Jaitley, in his briefing, also suggested as much, saying the law would apply to all cases, “old and new.”
The law cannot force either Nirav Modi or Vijay Mallya to return – that is more dependent on extradition processes – but it is aimed at being so harsh that it either convinces alleged offenders to return to India or, by taking away their property, it ensures that the stalled investigation does not mean assets that might be leveraged by a bank are not simply frozen.
Is there a catch?
The Bill first began circulating in around August 2017. At the time, a number of commentators spoke about portions of it that might end up being seen as unconstitutional. The government has been trying to rebut this, saying on Thursday that “all necessary constitutional safeguards in terms of providing hearing to the person through counsel, allowing him time to file a reply, serving notice of summons to him, whether in India or abroad and appeal to the High Court have been provided for”.
Abhinav Sekhri, a lawyer writing in the Caravan in 2017 said there is a “high chance” that the Bill would not pass muster before a court.
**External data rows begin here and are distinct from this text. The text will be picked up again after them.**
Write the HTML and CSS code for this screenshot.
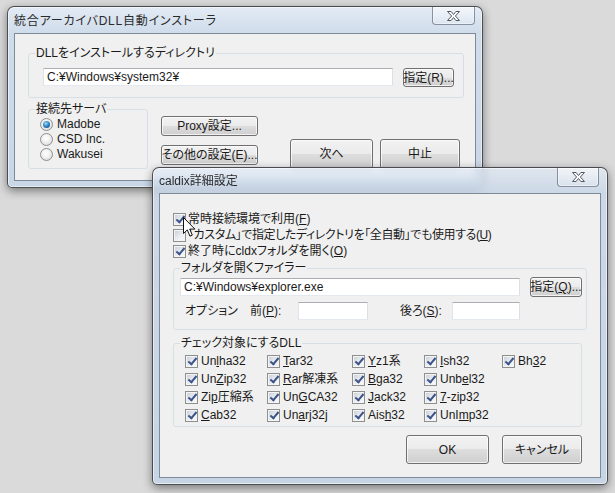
FILE: index.html
```html
<!DOCTYPE html>
<html lang="ja">
<head>
  <meta charset="UTF-8">
  <title>統合アーカイバDLL自動インストーラ</title>
  <link rel="stylesheet" href="styles.css">
</head>
<body>
<div class="desktop">

  <!-- メインウィンドウ -->
  <div class="window main-win">
    <div class="titlebar">
      <span class="title main-title">統合アーカイバDLL自動インストーラ</span>
      <span class="close">
        <svg width="15" height="12" viewBox="0 0 15 12"><path d="M1.5 1.5h3.6l2.4 3 2.4-3h3.6l-4.1 4.5 4.1 4.5h-3.6l-2.4-3-2.4 3H1.5l4.1-4.5z" fill="#fafbfc" stroke="#55595f" stroke-width="1" stroke-linejoin="round"/></svg>
      </span>
    </div>
    <div class="client main-client">
      <fieldset class="group dir-group">
        <legend>DLLをインストールするディレクトリ</legend>
        <div class="group-body dir-body">
          <div class="field dir-field">C:¥Windows¥system32¥</div>
          <span class="btn ref-btn">指定(R)...</span>
        </div>
      </fieldset>
      <div class="lower">
        <fieldset class="group server-group">
          <legend>接続先サーバ</legend>
          <div class="group-body server-body">
            <label class="radio on"><span class="dot"></span><span>Madobe</span></label>
            <label class="radio"><span class="dot"></span><span>CSD Inc.</span></label>
            <label class="radio"><span class="dot"></span><span>Wakusei</span></label>
          </div>
        </fieldset>
        <div class="mid-buttons">
          <span class="btn wide-btn">Proxy設定...</span>
          <span class="btn wide-btn">その他の設定(E)...</span>
        </div>
        <div class="main-buttons">
          <span class="btn next-btn">次へ</span>
          <span class="btn stop-btn">中止</span>
        </div>
      </div>
    </div>
  </div>

  <!-- caldix詳細設定 -->
  <div class="window sub-win">
    <div class="titlebar sub-title">
      <span class="title">caldix詳細設定</span>
      <span class="close">
        <svg width="15" height="12" viewBox="0 0 15 12"><path d="M1.5 1.5h3.6l2.4 3 2.4-3h3.6l-4.1 4.5 4.1 4.5h-3.6l-2.4-3-2.4 3H1.5l4.1-4.5z" fill="#fafbfc" stroke="#55595f" stroke-width="1" stroke-linejoin="round"/></svg>
      </span>
    </div>
    <div class="client sub-client">
      <div class="opts">
        <label class="check on"><span class="box"></span><span>常時接続環境で利用(<u>F</u>)</span></label>
        <label class="check"><span class="box"></span><span class="tight">「カスタム」で指定したディレクトリを「全自動」でも使用する(<u>U</u>)</span></label>
        <label class="check on"><span class="box"></span><span>終了時にcldxフォルダを開く(<u>O</u>)</span></label>
      </div>

      <fieldset class="group filer-group">
        <legend>フォルダを開くファイラー</legend>
        <div class="group-body filer-body">
          <div class="filer-row">
            <div class="field filer-field">C:¥Windows¥explorer.exe</div>
            <span class="btn ref-btn q-btn"><span>指定(<u>Q</u>)...</span></span>
          </div>
          <div class="option-row">
            <span class="opt-caption">オプション</span>
            <span class="opt-pre">前(<u>P</u>):</span>
            <div class="field opt-field"></div>
            <span class="opt-post">後ろ(<u>S</u>):</span>
            <div class="field opt-field post-field"></div>
          </div>
        </div>
      </fieldset>

      <fieldset class="group dll-group">
        <legend>チェック対象にするDLL</legend>
        <div class="group-body dll-grid">
          <label class="check on"><span class="box"></span><span>Un<u>l</u>ha32</span></label>
          <label class="check on"><span class="box"></span><span><u>T</u>ar32</span></label>
          <label class="check on"><span class="box"></span><span><u>Y</u>z1系</span></label>
          <label class="check on"><span class="box"></span><span><u>I</u>sh32</span></label>
          <label class="check on"><span class="box"></span><span>Bh<u>3</u>2</span></label>

          <label class="check on"><span class="box"></span><span>Un<u>Z</u>ip32</span></label>
          <label class="check on"><span class="box"></span><span><u>R</u>ar解凍系</span></label>
          <label class="check on"><span class="box"></span><span><u>B</u>ga32</span></label>
          <label class="check on"><span class="box"></span><span>Unb<u>e</u>l32</span></label>
          <span></span>

          <label class="check on"><span class="box"></span><span>Zi<u>p</u>圧縮系</span></label>
          <label class="check on"><span class="box"></span><span>Un<u>G</u>CA32</span></label>
          <label class="check on"><span class="box"></span><span><u>J</u>ack32</span></label>
          <label class="check on"><span class="box"></span><span><u>7</u>-zip32</span></label>
          <span></span>

          <label class="check on"><span class="box"></span><span><u>C</u>ab32</span></label>
          <label class="check on"><span class="box"></span><span>Un<u>a</u>rj32j</span></label>
          <label class="check on"><span class="box"></span><span>Ais<u>h</u>32</span></label>
          <label class="check on"><span class="box"></span><span>UnI<u>m</u>p32</span></label>
          <span></span>
        </div>
      </fieldset>

      <div class="dialog-buttons">
        <span class="btn ok-btn">OK</span>
        <span class="btn cancel-btn">キャンセル</span>
      </div>
    </div>
  </div>

  <!-- マウスカーソル -->
  <svg class="cursor" width="13" height="21" viewBox="0 0 13 21"><path d="M0.5 0.5v16l3.8-3.6 2.6 6.2 2.4-1-2.6-6h5.2z" fill="#fff" stroke="#111" stroke-width="1" stroke-linejoin="round"/></svg>
</div>
</body>
</html>
```

FILE: styles.css
```css
* { box-sizing: border-box; }
body {
  margin: 0;
  width: 615px;
  height: 493px;
  overflow: hidden;
  background: #dadada;
  font-family: "Liberation Sans", "Noto Sans CJK JP", sans-serif;
  font-size: 12px;
  font-feature-settings: "palt";
  color: #1a1a1a;
}
.desktop {
  position: relative;
  width: 615px;
  height: 493px;
}

/* ウィンドウ枠 */
.window {
  position: absolute;
  display: flex;
  flex-direction: column;
  padding: 0 6px 6px;
  border: 1px solid rgba(30, 30, 30, .75);
  border-radius: 7px 7px 5px 5px;
  background: linear-gradient(#e3ebf5, #cfdcea 26px, #c8d6e6);
  box-shadow: inset 0 0 0 1px rgba(255, 255, 255, .55), 0 3px 10px rgba(0, 0, 0, .45);
}
.main-win {
  left: 7px;
  top: 6px;
  width: 476px;
  height: 182px;
}
.sub-win {
  left: 152px;
  top: 167px;
  width: 456px;
  height: 318px;
  background: linear-gradient(rgba(225, 234, 246, .72), rgba(200, 215, 233, .82) 26px, rgba(196, 211, 229, .9));
  backdrop-filter: blur(3px);
}
.titlebar {
  display: flex;
  align-items: flex-start;
  height: 26px;
  flex: none;
}
.sub-title { height: 25px; }
.title {
  align-self: center;
  color: #2a2a2a;
  line-height: 14px;
  margin-top: 1px;
}
.main-title { letter-spacing: .8px; }
.close {
  margin-left: auto;
  margin-right: 1px;
  width: 43px;
  height: 18px;
  display: flex;
  align-items: center;
  justify-content: center;
  border: 1px solid rgba(70, 80, 100, .6);
  border-top: none;
  border-radius: 0 0 4px 4px;
  background: linear-gradient(rgba(255, 255, 255, .55), rgba(255, 255, 255, .15));
  box-shadow: inset 0 0 0 1px rgba(255, 255, 255, .45);
}
.sub-win .close { margin-right: 2px; width: 42px; height: 19px; }

.client {
  flex: 1;
  background: #f0f0f0;
  border: 1px solid #7d8a99;
}

/* 共通部品 */
.group {
  margin: 0;
  padding: 0;
  border: 1px solid #d5dfe5;
  border-radius: 3px;
  min-width: 0;
}
.group legend {
  margin-left: 6px;
  padding: 0 1px;
  line-height: 14px;
}
.field {
  height: 18px;
  background: #fff;
  border: 1px solid;
  border-color: #abadb3 #dbdfe6 #e3e9ef #e2e3ea;
  padding-left: 3px;
  line-height: 16px;
  white-space: nowrap;
}
.btn {
  display: flex;
  align-items: center;
  justify-content: center;
  border: 1px solid #707070;
  border-radius: 3px;
  background: linear-gradient(#f2f2f2, #ebebeb 50%, #dddddd 50%, #cfcfcf);
  box-shadow: inset 0 0 0 1px rgba(255, 255, 255, .7);
  white-space: nowrap;
  line-height: 14px;
  flex: none;
}
.radio, .check {
  display: flex;
  align-items: center;
  white-space: nowrap;
}
.radio {
  height: 15px;
  line-height: 15px;
  gap: 4px;
}
.dot {
  position: relative;
  width: 13px;
  height: 13px;
  border-radius: 50%;
  border: 1px solid #8e8f8f;
  background: radial-gradient(circle at 45% 40%, #ffffff, #f0f0f0 45%, #cdcdcd);
  flex: none;
}
.radio.on .dot::after {
  content: "";
  position: absolute;
  left: 2px;
  top: 2px;
  width: 7px;
  height: 7px;
  border-radius: 50%;
  background: radial-gradient(circle at 40% 35%, #9fdcfa, #2d7fc0 50%, #163f73);
}
.check {
  gap: 2px;
  height: 16px;
  line-height: 16px;
}
.tight { letter-spacing: -.4px; }
.box {
  position: relative;
  width: 13px;
  height: 13px;
  border: 1px solid #8e8f8f;
  background: linear-gradient(135deg, #c6ccd6, #eef0f4 60%, #fafafa);
  box-shadow: inset 0 0 0 1px #f4f4f4;
  flex: none;
}
.check.on .box::after {
  content: "";
  position: absolute;
  left: 3.5px;
  top: 0.5px;
  width: 3px;
  height: 7px;
  border: solid #3d5488;
  border-width: 0 2px 2px 0;
  transform: rotate(40deg);
}
u { text-underline-offset: 1px; }

/* メインウィンドウ */
.main-client {
  padding: 12px 0 0 13px;
}
.dir-group { width: 436px; }
.dir-body {
  display: flex;
  align-items: flex-start;
  padding: 8px 0 10px 14px;
}
.dir-field { width: 350px; }
.ref-btn {
  margin-left: 10px;
  width: 51px;
  height: 19px;
}
.lower {
  display: flex;
  align-items: flex-start;
  margin-top: 4px;
}
.server-group { width: 120px; }
.server-body { padding: 1px 0 6px 11px; }
.mid-buttons {
  display: flex;
  flex-direction: column;
  gap: 9px;
  margin: 14px 0 0 13px;
}
.wide-btn { width: 97px; height: 20px; }
.main-buttons {
  display: flex;
  gap: 7px;
  margin: 37px 0 0 32px;
}
.next-btn { width: 83px; height: 30px; }
.stop-btn { width: 80px; height: 30px; }

/* 詳細設定 */
.sub-client {
  padding: 17px 0 0 13px;
}
.filer-group {
  width: 414px;
  margin-top: 2px;
}
.filer-body { padding: 2px 0 9px 6px; }
.filer-row {
  display: flex;
  align-items: center;
  height: 20px;
}
.filer-field { width: 340px; }
.q-btn { width: 52px; height: 20px; }
.option-row {
  display: flex;
  align-items: center;
  height: 18px;
  line-height: 18px;
  margin-top: 5px;
}
.opt-caption { margin-left: 5px; width: 65px; }
.opt-pre { width: 48px; }
.opt-field { width: 70px; }
.opt-post { margin-left: 32px; width: 52px; }
.post-field { width: 68px; }
.dll-group {
  width: 409px;
  margin-top: 6px;
}
.dll-grid {
  display: grid;
  grid-template-columns: 82px 85px 72px 78px auto;
  grid-auto-rows: 18px;
  padding: 2px 0 2px 11px;
}
.dll-grid .check { height: 18px; line-height: 18px; gap: 3px; }
.dialog-buttons {
  display: flex;
  justify-content: flex-end;
  gap: 13px;
  margin-top: 8px;
  padding-right: 18px;
}
.ok-btn { width: 83px; height: 29px; }
.cancel-btn { width: 80px; height: 29px; }

.cursor {
  position: absolute;
  left: 183px;
  top: 217px;
}
```
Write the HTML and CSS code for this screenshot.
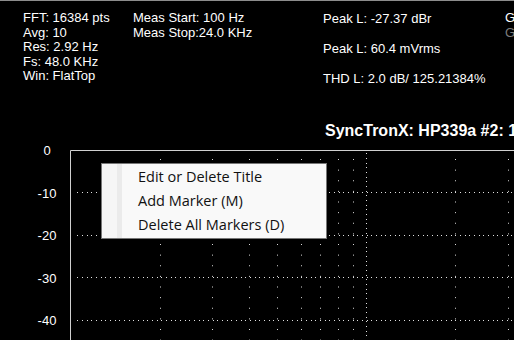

He pointed to the fact that it allows the government to take control of property based only on allegations of wrongdoing, with no conviction. It also disentitles entire companies from defending themselves in civil cases, meaning all those invested would be at risk if even just one of them has been accused of a crime. And moreover, it allows for the seizure of all of the declared offender’s property in India, regardless of whether the value of that exceeds the amount that they will have to pay their liabilities.
Writing at IndCorpLaw, Malcolm Katrak noted that the Supreme Court has in the past supported harsh laws based on allegations alone. But even with this background, he writes that the section related to disentitlement are faulty and unlikely to survive judicial review, since “the discretion given to courts to bar an offender to proceed or defend any civil case overreaches the basic principles of natural justice”.